La dictadura deletérea, ayer y hoy.


  Durante la dictadura militar, yo no era muy consciente de lo que pasaba en el país. Dedicaba  mis tardes a retozar en un gigantesco monte de eucaliptos lindero a mi casa, jugar a la pelota con los mocosos de la villa, quitarle las garrapatas a mi perro Poroto, pasear con mi abuelo recogiendo uvas chinches, limones secos e higos raquíticos, atormentar a un pequeño gato tabby silencioso y parco, escuchar junto a mi padre los partidos de San Lorenzo en la B, enamorarme de una vecinita chilena, ir a la escuela, y mil cosas más.  Se dirá que era un chico y no tenía obligación de participar en política ni de estar informado, pero en el fondo, me ocurría lo mismo que a todas las personas que me rodeaban : estaba viviendo. Vivía activamente, porque hay, supongo, una infinidad de esferas de la vida que una dictadura no puede aniquilar. En algún punto, se me ocurre que una dictadura es como una glaciación: hay mucha vida que queda bajo el hielo, y cuando termina su efecto devastador, las especies que sobrevivieron se desarrollan como pueden.

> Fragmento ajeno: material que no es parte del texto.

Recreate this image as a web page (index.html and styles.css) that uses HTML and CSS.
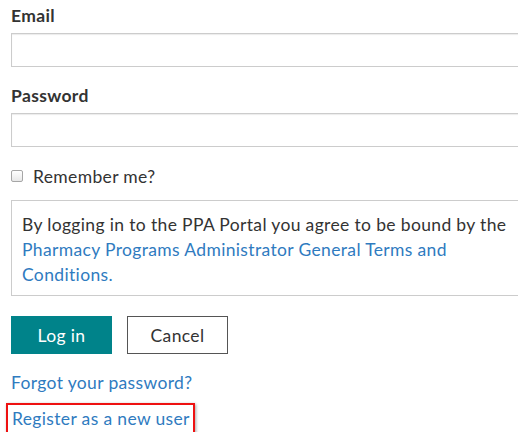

  Vi la asunción de Raúl Alfonsín en casa de mi abuela materna, en calzoncillos, tirado en un sillón. Dicen que cuando volvió la democracia, los militares todavía tenían poder: su presencia era inquietante como la de un dolor reflejo. No hace falta hacer observaciones sobre el modo en que los integrantes de las juntas fueron juzgados, porque es algo de lo que se ha hablado mucho. Quiero observar que la dictadura legó a la sociedad argentina una miríada de taras, de marcas en el lenguaje, y también de prácticas: la dictadura triunfó, en algún punto, dejando tras de sí la huella de una sociedad represiva, punitiva y vigilante. Porque nuestra subjetividad no es democrática. Si realmente fuésemos democráticos, no nos irritaría que alguien piense (y sobre todo sea ) distinto. Si fuésemos democráticos, estaríamos más cerca de comprender el sentido de la diversidad.  Pero, como decía Kant, falta mucho para que estemos emancipados, y así,  cada uno lanza los dicterios morales que se le ocurren y se regodea en estigmatizar, y, si puede, delatar al vecino.

  Hay personas que se dedican a averiguar qué estuvo haciendo cada uno durante la dictadura militar, para después, munidas de una autoridad moral incógnita, condenarlo o absolverlo. La cosa no pasa de unos cotilleos y rumores sin sustancia. Desde luego, no hablo aquí de la justa y pertinente denuncia y repudio que se hace de los verdaderos represores y cómplices de la dictadura, y todos sabemos, someramente, quienes tienen las manos manchadas. Afirmo, en efecto, que el asunto es demasiado serio como para que se haga a partir de él una retorica desaforada, o  un usufructuo vil y estratégico. Afortunadamente la justicia, aunque humana, no depende del parecer individual de un  hombre que bien puede estar ofuscado, inventar patrañas o incurrir en unilateralidad. La justicia humana requiere de procedimientos que la invisten de cierto grado de objetividad y transparencia.  Es justo decir que la política de derechos humanos que lleva adelante el gobierno actual –más allá de lo buena que fuese en términos absolutos- goza de un consenso bastante amplio en la sociedad.

  Los fariseos que acusan a los demás para alimentar sus propios intereses o perversiones, o para eximirse a sí mismos de culpa, manipulan a sus interlocutores y faltan el respeto a los procesos políticos protagonizados por lo más granado de la militancia y el pensamiento argentino de toda una década, y desconocen el cariz verdaderamente trágico del terrorismo de estado.

 Los que, en general,  acusan a los demás de cualquier cosa, inventando falsedades a sabiendas, con interpretaciones maliciosas, se degradan a sí mismos y atacan al mismo tiempo el ideal de un posible humanismo.